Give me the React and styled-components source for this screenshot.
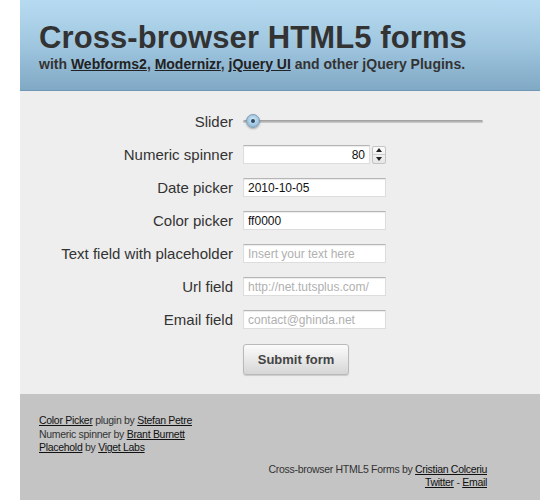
import styled, { createGlobalStyle } from "styled-components";

const GlobalStyle = createGlobalStyle`
  html, body {
    margin: 0;
    padding: 0;
    background: #ffffff;
  }
  body {
    font-family: "Liberation Sans", Arial, sans-serif;
    color: #333;
  }
`;

const Page = styled.div`
  width: 520px;
  margin-left: 20px;
`;

const Header = styled.header`
  height: 91px;
  box-sizing: border-box;
  padding: 20px 0 0 19px;
  background: linear-gradient(#b6dbf1, #a3c9e2 45%, #80a9c5);
  border-bottom: 1px solid #7097b3;
`;

const Title = styled.h1`
  margin: 0;
  font-size: 31px;
  line-height: 36px;
  font-weight: bold;
  color: #333;
  letter-spacing: 0.1px;
`;

const Subtitle = styled.p`
  margin: 0;
  font-size: 14px;
  line-height: 16px;
  font-weight: bold;
  color: #333;
`;

const HeadLink = styled.a`
  color: #222;
  text-decoration: underline;
`;

const Form = styled.form`
  display: grid;
  grid-template-columns: 213px 1fr;
  grid-template-rows: repeat(7, 33px) 39px;
  column-gap: 10px;
  align-items: center;
  padding: 14px 0 19px;
  background: #eeeeee;
`;

const Label = styled.label`
  text-align: right;
  font-size: 15px;
  color: #333;
`;

const Input = styled.input`
  box-sizing: border-box;
  width: 143px;
  height: 19px;
  padding: 0 4px;
  border: 1px solid #ddd;
  border-top-color: #b5b5b5;
  box-shadow: inset 0 1px 1px rgba(0, 0, 0, 0.08);
  background: #fff;
  font-family: "Liberation Sans", Arial, sans-serif;
  font-size: 12px;
  color: #111;
  outline: none;
  &::placeholder {
    color: #b0b0b0;
  }
`;

const SliderTrack = styled.div`
  position: relative;
  width: 240px;
  height: 3px;
  background: linear-gradient(#9a9a9a, #cfcfcf);
  border-radius: 2px;
`;

const SliderThumb = styled.div`
  position: absolute;
  left: 3px;
  top: -6px;
  width: 14px;
  height: 14px;
  box-sizing: border-box;
  border-radius: 50%;
  border: 1px solid #7e9db5;
  background: radial-gradient(circle at 50% 40%, #d8ecf8, #8fb9d8 75%);
  box-shadow: 0 1px 2px rgba(0, 0, 0, 0.3);
  &::after {
    content: "";
    position: absolute;
    left: 4px;
    top: 4px;
    width: 4px;
    height: 4px;
    border-radius: 50%;
    background: #2c4a63;
  }
`;

const Spinner = styled.div`
  display: flex;
  align-items: center;
  gap: 2px;
`;

const NumberInput = styled(Input)`
  width: 127px;
  text-align: right;
`;

const SpinButtons = styled.div`
  display: flex;
  flex-direction: column;
  width: 14px;
  height: 18px;
  box-sizing: border-box;
  border: 1px solid #c4c4c4;
  border-radius: 2px;
  background: linear-gradient(#fbfbfb, #e6e6e6);
`;

const SpinButton = styled.div`
  flex: 1;
  display: flex;
  align-items: center;
  justify-content: center;
  &:first-child {
    border-bottom: 1px solid #cdcdcd;
  }
  &::before {
    content: "";
    border-left: 3px solid transparent;
    border-right: 3px solid transparent;
    ${(p) =>
      p.$up
        ? "border-bottom: 4px solid #222;"
        : "border-top: 4px solid #222;"}
  }
`;

const SubmitButton = styled.button`
  grid-column: 2;
  align-self: end;
  width: 106px;
  height: 31px;
  border: 1px solid #b9b9b9;
  border-radius: 3px;
  background: linear-gradient(#fbfbfb, #d6d6d6);
  box-shadow: 0 1px 1px rgba(0, 0, 0, 0.15);
  font-family: "Liberation Sans", Arial, sans-serif;
  font-size: 13px;
  font-weight: bold;
  color: #444;
`;

const Footer = styled.footer`
  background: #c4c4c4;
  padding: 20px 53px 12px 19px;
  font-size: 10.5px;
  letter-spacing: -0.3px;
  line-height: 13.5px;
  color: #333;
  min-height: 107px;
  box-sizing: border-box;
`;

const FootLink = styled.a`
  color: #111;
  text-decoration: underline;
`;

const Credits = styled.div`
  display: flex;
  flex-direction: column;
`;

const Signature = styled.div`
  margin-top: 8px;
  text-align: right;
`;

export default function App() {
  return (
    <>
      <GlobalStyle />
      <Page>
        <Header>
          <Title>Cross-browser HTML5 forms</Title>
          <Subtitle>
            with <HeadLink href="#">Webforms2</HeadLink>,{" "}
            <HeadLink href="#">Modernizr</HeadLink>,{" "}
            <HeadLink href="#">jQuery UI</HeadLink> and other jQuery Plugins.
          </Subtitle>
        </Header>
        <Form onSubmit={(e) => e.preventDefault()}>
          <Label>Slider</Label>
          <SliderTrack>
            <SliderThumb />
          </SliderTrack>

          <Label>Numeric spinner</Label>
          <Spinner>
            <NumberInput defaultValue="80" />
            <SpinButtons>
              <SpinButton $up />
              <SpinButton />
            </SpinButtons>
          </Spinner>

          <Label>Date picker</Label>
          <Input defaultValue="2010-10-05" />

          <Label>Color picker</Label>
          <Input defaultValue="ff0000" />

          <Label>Text field with placeholder</Label>
          <Input placeholder="Insert your text here" />

          <Label>Url field</Label>
          <Input placeholder="http://net.tutsplus.com/" />

          <Label>Email field</Label>
          <Input placeholder="contact@ghinda.net" />

          <SubmitButton type="submit">Submit form</SubmitButton>
        </Form>
        <Footer>
          <Credits>
            <span>
              <FootLink href="#">Color Picker</FootLink> plugin by{" "}
              <FootLink href="#">Stefan Petre</FootLink>
            </span>
            <span>
              Numeric spinner by <FootLink href="#">Brant Burnett</FootLink>
            </span>
            <span>
              <FootLink href="#">Placehold</FootLink> by{" "}
              <FootLink href="#">Viget Labs</FootLink>
            </span>
          </Credits>
          <Signature>
            Cross-browser HTML5 Forms by{" "}
            <FootLink href="#">Cristian Colceriu</FootLink>
            <br />
            <FootLink href="#">Twitter</FootLink> -{" "}
            <FootLink href="#">Email</FootLink>
          </Signature>
        </Footer>
      </Page>
    </>
  );
}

_____

> _Short exercise_
Quote the material exactly. Pictures stay out.

> _Answer to the exercise_
Give me the React and styled-components source for this screenshot.
import styled, { createGlobalStyle } from "styled-components";

const GlobalStyle = createGlobalStyle`
  html, body {
    margin: 0;
    padding: 0;
    background: #ffffff;
  }
  body {
    font-family: "Liberation Sans", Arial, sans-serif;
    color: #333;
  }
`;

const Page = styled.div`
  width: 520px;
  margin-left: 20px;
`;

const Header = styled.header`
  height: 91px;
  box-sizing: border-box;
  padding: 20px 0 0 19px;
  background: linear-gradient(#b6dbf1, #a3c9e2 45%, #80a9c5);
  border-bottom: 1px solid #7097b3;
`;

const Title = styled.h1`
  margin: 0;
  font-size: 31px;
  line-height: 36px;
  font-weight: bold;
  color: #333;
  letter-spacing: 0.1px;
`;

const Subtitle = styled.p`
  margin: 0;
  font-size: 14px;
  line-height: 16px;
  font-weight: bold;
  color: #333;
`;

const HeadLink = styled.a`
  color: #222;
  text-decoration: underline;
`;

const Form = styled.form`
  display: grid;
  grid-template-columns: 213px 1fr;
  grid-template-rows: repeat(7, 33px) 39px;
  column-gap: 10px;
  align-items: center;
  padding: 14px 0 19px;
  background: #eeeeee;
`;

const Label = styled.label`
  text-align: right;
  font-size: 15px;
  color: #333;
`;

const Input = styled.input`
  box-sizing: border-box;
  width: 143px;
  height: 19px;
  padding: 0 4px;
  border: 1px solid #ddd;
  border-top-color: #b5b5b5;
  box-shadow: inset 0 1px 1px rgba(0, 0, 0, 0.08);
  background: #fff;
  font-family: "Liberation Sans", Arial, sans-serif;
  font-size: 12px;
  color: #111;
  outline: none;
  &::placeholder {
    color: #b0b0b0;
  }
`;

const SliderTrack = styled.div`
  position: relative;
  width: 240px;
  height: 3px;
  background: linear-gradient(#9a9a9a, #cfcfcf);
  border-radius: 2px;
`;

const SliderThumb = styled.div`
  position: absolute;
  left: 3px;
  top: -6px;
  width: 14px;
  height: 14px;
  box-sizing: border-box;
  border-radius: 50%;
  border: 1px solid #7e9db5;
  background: radial-gradient(circle at 50% 40%, #d8ecf8, #8fb9d8 75%);
  box-shadow: 0 1px 2px rgba(0, 0, 0, 0.3);
  &::after {
    content: "";
    position: absolute;
    left: 4px;
    top: 4px;
    width: 4px;
    height: 4px;
    border-radius: 50%;
    background: #2c4a63;
  }
`;

const Spinner = styled.div`
  display: flex;
  align-items: center;
  gap: 2px;
`;

const NumberInput = styled(Input)`
  width: 127px;
  text-align: right;
`;

const SpinButtons = styled.div`
  display: flex;
  flex-direction: column;
  width: 14px;
  height: 18px;
  box-sizing: border-box;
  border: 1px solid #c4c4c4;
  border-radius: 2px;
  background: linear-gradient(#fbfbfb, #e6e6e6);
`;

const SpinButton = styled.div`
  flex: 1;
  display: flex;
  align-items: center;
  justify-content: center;
  &:first-child {
    border-bottom: 1px solid #cdcdcd;
  }
  &::before {
    content: "";
    border-left: 3px solid transparent;
    border-right: 3px solid transparent;
    ${(p) =>
      p.$up
        ? "border-bottom: 4px solid #222;"
        : "border-top: 4px solid #222;"}
  }
`;

const SubmitButton = styled.button`
  grid-column: 2;
  align-self: end;
  width: 106px;
  height: 31px;
  border: 1px solid #b9b9b9;
  border-radius: 3px;
  background: linear-gradient(#fbfbfb, #d6d6d6);
  box-shadow: 0 1px 1px rgba(0, 0, 0, 0.15);
  font-family: "Liberation Sans", Arial, sans-serif;
  font-size: 13px;
  font-weight: bold;
  color: #444;
`;

const Footer = styled.footer`
  background: #c4c4c4;
  padding: 20px 53px 12px 19px;
  font-size: 10.5px;
  letter-spacing: -0.3px;
  line-height: 13.5px;
  color: #333;
  min-height: 107px;
  box-sizing: border-box;
`;

const FootLink = styled.a`
  color: #111;
  text-decoration: underline;
`;

const Credits = styled.div`
  display: flex;
  flex-direction: column;
`;

const Signature = styled.div`
  margin-top: 8px;
  text-align: right;
`;

export default function App() {
  return (
    <>
      <GlobalStyle />
      <Page>
        <Header>
          <Title>Cross-browser HTML5 forms</Title>
          <Subtitle>
            with <HeadLink href="#">Webforms2</HeadLink>,{" "}
            <HeadLink href="#">Modernizr</HeadLink>,{" "}
            <HeadLink href="#">jQuery UI</HeadLink> and other jQuery Plugins.
          </Subtitle>
        </Header>
        <Form onSubmit={(e) => e.preventDefault()}>
          <Label>Slider</Label>
          <SliderTrack>
            <SliderThumb />
          </SliderTrack>

          <Label>Numeric spinner</Label>
          <Spinner>
            <NumberInput defaultValue="80" />
            <SpinButtons>
              <SpinButton $up />
              <SpinButton />
            </SpinButtons>
          </Spinner>

          <Label>Date picker</Label>
          <Input defaultValue="2010-10-05" />

          <Label>Color picker</Label>
          <Input defaultValue="ff0000" />

          <Label>Text field with placeholder</Label>
          <Input placeholder="Insert your text here" />

          <Label>Url field</Label>
          <Input placeholder="http://net.tutsplus.com/" />

          <Label>Email field</Label>
          <Input placeholder="contact@ghinda.net" />

          <SubmitButton type="submit">Submit form</SubmitButton>
        </Form>
        <Footer>
          <Credits>
            <span>
              <FootLink href="#">Color Picker</FootLink> plugin by{" "}
              <FootLink href="#">Stefan Petre</FootLink>
            </span>
            <span>
              Numeric spinner by <FootLink href="#">Brant Burnett</FootLink>
            </span>
            <span>
              <FootLink href="#">Placehold</FootLink> by{" "}
              <FootLink href="#">Viget Labs</FootLink>
            </span>
          </Credits>
          <Signature>
            Cross-browser HTML5 Forms by{" "}
            <FootLink href="#">Cristian Colceriu</FootLink>
            <br />
            <FootLink href="#">Twitter</FootLink> -{" "}
            <FootLink href="#">Email</FootLink>
          </Signature>
        </Footer>
      </Page>
    </>
  );
}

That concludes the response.